Exercise requirements>
Repeat the lines exactly from the line that contains "Write a component" through the line that contains "const td = 'border"; leave images out and add nothing.

Entries with page source code>
Start

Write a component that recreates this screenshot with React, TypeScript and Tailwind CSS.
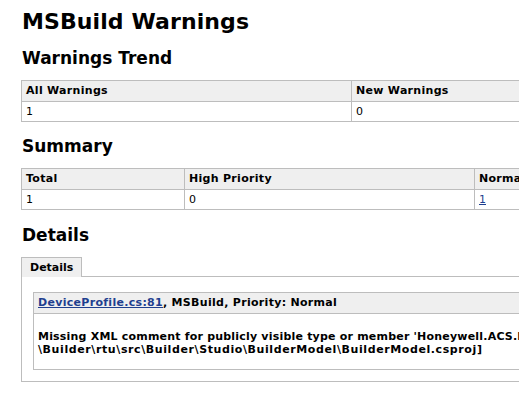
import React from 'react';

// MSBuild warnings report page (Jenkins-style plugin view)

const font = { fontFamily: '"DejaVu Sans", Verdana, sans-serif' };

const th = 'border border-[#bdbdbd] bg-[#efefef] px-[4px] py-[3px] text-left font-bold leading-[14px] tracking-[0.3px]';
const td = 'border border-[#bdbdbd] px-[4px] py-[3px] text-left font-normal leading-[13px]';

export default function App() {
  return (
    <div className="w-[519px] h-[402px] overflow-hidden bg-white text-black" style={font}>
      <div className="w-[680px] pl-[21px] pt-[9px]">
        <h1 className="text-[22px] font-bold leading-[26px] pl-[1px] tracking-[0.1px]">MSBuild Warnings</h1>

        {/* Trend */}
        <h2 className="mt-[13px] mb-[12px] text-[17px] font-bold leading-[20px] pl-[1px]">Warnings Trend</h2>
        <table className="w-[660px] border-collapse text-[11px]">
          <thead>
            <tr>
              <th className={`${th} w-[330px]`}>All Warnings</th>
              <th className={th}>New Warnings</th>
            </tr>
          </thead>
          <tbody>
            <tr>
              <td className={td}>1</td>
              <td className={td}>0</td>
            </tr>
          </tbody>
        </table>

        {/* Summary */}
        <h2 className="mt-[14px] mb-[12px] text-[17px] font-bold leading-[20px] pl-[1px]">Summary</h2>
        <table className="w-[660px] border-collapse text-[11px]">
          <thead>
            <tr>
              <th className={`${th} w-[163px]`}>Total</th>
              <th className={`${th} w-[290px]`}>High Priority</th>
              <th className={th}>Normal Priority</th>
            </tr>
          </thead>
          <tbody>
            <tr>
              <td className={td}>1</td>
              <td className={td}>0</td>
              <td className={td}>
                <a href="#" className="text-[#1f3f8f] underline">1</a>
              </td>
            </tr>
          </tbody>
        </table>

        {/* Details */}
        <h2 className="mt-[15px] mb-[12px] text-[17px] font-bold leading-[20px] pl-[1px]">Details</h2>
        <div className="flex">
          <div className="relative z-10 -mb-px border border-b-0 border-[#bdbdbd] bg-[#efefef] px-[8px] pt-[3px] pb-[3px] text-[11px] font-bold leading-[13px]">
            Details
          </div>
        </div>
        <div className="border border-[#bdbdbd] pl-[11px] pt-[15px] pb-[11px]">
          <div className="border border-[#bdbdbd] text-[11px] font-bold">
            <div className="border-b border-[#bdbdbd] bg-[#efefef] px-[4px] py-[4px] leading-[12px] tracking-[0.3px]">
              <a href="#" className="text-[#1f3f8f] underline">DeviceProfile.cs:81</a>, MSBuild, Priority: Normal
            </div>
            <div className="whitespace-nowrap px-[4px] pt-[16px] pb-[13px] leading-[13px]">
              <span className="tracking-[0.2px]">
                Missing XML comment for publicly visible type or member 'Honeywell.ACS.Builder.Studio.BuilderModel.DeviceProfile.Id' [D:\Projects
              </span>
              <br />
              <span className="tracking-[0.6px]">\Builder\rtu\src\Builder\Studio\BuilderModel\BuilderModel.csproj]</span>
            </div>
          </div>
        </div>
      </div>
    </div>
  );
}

End
Start

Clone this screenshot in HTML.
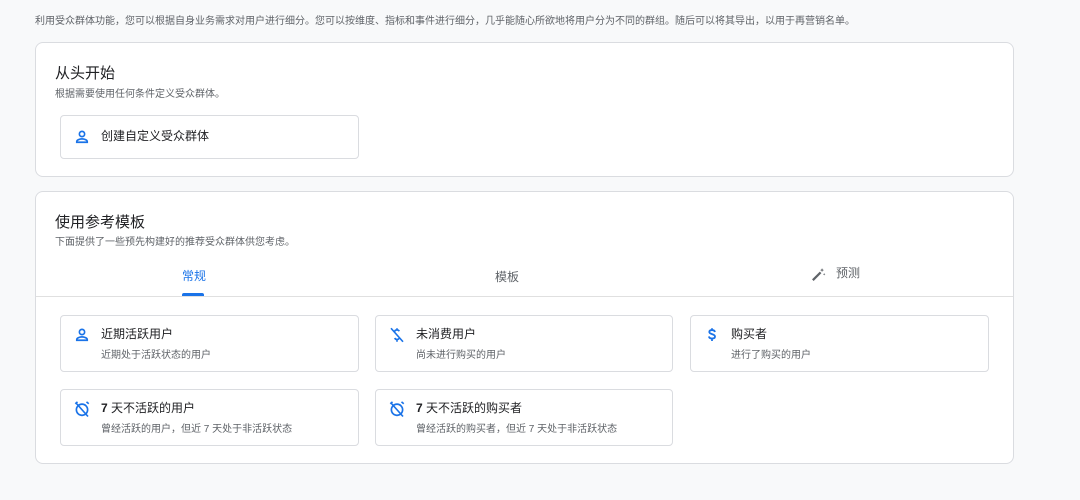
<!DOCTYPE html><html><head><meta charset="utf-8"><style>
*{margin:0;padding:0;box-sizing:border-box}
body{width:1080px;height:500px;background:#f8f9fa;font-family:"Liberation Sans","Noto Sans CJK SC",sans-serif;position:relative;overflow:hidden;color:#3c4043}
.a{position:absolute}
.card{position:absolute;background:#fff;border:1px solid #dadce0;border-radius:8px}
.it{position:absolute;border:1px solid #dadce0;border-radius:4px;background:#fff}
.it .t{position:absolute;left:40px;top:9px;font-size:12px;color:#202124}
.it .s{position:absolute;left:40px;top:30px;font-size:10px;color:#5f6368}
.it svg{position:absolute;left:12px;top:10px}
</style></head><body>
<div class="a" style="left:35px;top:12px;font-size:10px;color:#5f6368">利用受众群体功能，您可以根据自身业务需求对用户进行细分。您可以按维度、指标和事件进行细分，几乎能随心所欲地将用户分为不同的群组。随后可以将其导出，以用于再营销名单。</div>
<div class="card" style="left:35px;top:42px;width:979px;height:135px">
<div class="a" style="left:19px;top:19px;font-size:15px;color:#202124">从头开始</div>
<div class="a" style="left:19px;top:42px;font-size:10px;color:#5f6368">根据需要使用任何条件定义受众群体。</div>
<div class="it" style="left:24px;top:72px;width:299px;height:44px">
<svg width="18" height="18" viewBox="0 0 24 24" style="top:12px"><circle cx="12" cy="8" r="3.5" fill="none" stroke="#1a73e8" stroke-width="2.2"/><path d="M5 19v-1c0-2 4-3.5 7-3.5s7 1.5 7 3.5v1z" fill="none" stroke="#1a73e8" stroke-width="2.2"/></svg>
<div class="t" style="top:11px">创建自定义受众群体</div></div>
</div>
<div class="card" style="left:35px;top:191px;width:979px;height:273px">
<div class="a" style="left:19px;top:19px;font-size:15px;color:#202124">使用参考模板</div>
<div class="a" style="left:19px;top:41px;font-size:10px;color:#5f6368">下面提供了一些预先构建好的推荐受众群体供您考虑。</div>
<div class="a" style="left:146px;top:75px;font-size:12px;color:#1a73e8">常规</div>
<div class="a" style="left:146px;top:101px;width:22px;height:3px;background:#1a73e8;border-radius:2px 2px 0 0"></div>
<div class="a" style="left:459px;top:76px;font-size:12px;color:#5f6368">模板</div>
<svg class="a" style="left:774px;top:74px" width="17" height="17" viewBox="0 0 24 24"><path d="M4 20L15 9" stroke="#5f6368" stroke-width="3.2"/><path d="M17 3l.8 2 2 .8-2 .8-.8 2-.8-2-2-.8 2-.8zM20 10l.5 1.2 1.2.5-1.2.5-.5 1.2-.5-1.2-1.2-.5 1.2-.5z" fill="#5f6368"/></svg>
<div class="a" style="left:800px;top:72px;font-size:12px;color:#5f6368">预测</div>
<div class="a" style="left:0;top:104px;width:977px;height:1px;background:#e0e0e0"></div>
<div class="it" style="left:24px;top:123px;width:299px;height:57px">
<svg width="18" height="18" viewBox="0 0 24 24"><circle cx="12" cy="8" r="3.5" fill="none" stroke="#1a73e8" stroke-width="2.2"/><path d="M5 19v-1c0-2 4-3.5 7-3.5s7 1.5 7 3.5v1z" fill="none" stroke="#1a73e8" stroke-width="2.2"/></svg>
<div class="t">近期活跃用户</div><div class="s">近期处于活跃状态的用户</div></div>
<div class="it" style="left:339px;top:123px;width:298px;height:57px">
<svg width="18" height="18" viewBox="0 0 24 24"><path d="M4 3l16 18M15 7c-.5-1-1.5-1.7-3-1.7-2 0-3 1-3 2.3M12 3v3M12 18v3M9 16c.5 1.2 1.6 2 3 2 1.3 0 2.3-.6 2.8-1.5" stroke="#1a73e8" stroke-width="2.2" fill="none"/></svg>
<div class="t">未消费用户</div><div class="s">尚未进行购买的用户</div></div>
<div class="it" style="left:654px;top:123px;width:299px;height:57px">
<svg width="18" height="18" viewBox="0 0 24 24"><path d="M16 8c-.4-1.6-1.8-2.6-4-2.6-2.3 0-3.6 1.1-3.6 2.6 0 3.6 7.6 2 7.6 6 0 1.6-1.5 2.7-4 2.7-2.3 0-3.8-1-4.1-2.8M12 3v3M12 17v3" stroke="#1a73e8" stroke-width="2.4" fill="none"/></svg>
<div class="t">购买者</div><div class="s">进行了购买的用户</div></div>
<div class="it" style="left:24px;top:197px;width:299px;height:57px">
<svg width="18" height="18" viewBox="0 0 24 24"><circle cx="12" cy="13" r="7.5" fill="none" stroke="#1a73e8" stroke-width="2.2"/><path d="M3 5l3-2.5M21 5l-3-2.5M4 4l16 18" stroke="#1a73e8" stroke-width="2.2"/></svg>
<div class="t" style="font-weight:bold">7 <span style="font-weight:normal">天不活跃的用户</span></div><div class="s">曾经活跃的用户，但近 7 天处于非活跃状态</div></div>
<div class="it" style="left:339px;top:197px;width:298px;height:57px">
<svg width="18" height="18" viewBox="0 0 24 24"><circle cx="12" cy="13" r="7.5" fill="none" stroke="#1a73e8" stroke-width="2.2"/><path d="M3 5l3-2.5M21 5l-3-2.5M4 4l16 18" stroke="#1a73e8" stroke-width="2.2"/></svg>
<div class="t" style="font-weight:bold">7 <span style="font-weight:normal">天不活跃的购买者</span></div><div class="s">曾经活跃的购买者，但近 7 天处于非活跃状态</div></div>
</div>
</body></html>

End

Full output>
Write a component that recreates this screenshot with React, TypeScript and Tailwind CSS.
import React from 'react';

// MSBuild warnings report page (Jenkins-style plugin view)

const font = { fontFamily: '"DejaVu Sans", Verdana, sans-serif' };

const th = 'border border-[#bdbdbd] bg-[#efefef] px-[4px] py-[3px] text-left font-bold leading-[14px] tracking-[0.3px]';
const td = 'border border-[#bdbdbd] px-[4px] py-[3px] text-left font-normal leading-[13px]';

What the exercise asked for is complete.